### JOB
How many lines in the entries below include the string "that"? Answer with the number only.

— start of EXTRACTED DATA —

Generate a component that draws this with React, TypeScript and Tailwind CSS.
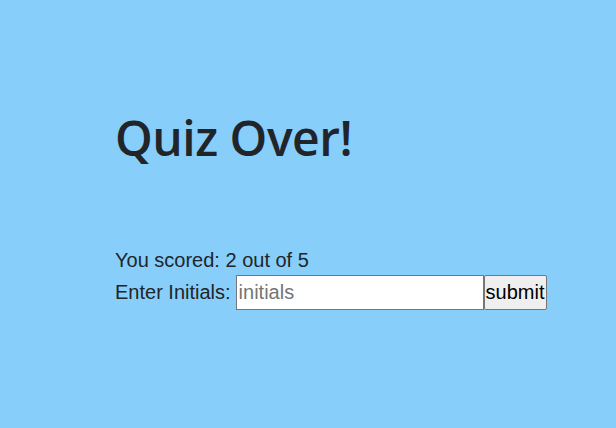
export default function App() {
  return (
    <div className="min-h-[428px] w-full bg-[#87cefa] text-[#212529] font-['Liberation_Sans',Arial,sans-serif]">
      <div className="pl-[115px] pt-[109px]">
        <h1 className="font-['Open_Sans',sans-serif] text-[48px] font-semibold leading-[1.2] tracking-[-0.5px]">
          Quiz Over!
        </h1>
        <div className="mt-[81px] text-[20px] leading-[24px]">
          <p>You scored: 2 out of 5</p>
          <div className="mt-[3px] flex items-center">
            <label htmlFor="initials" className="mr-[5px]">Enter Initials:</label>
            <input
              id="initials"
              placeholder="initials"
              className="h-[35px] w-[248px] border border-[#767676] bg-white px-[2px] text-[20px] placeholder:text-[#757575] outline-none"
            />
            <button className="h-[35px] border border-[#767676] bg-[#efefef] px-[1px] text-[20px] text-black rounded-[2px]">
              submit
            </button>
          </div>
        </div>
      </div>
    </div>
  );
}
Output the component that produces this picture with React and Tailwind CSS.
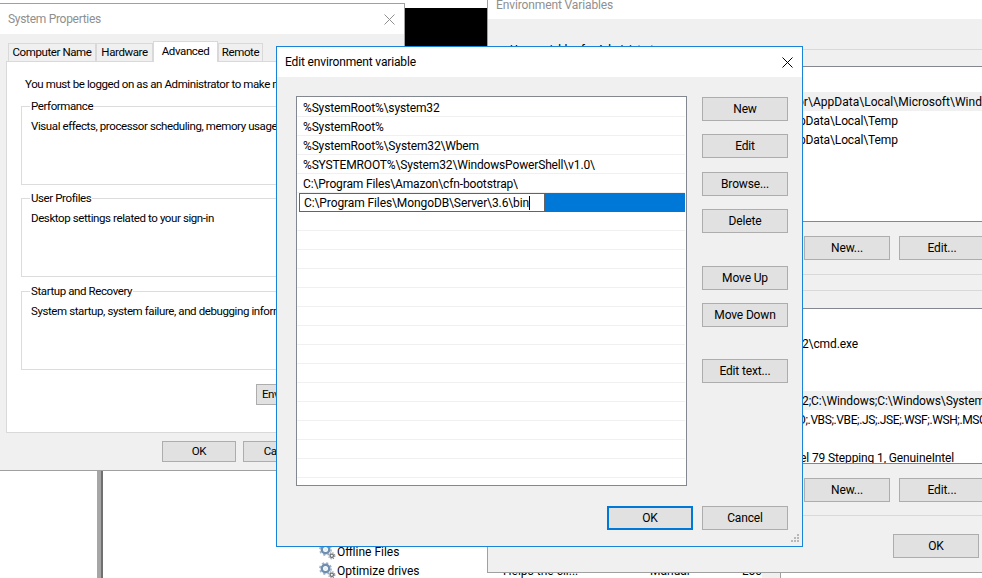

— end of EXTRACTED DATA —

### RESULT FOR THIS EXERCISE
2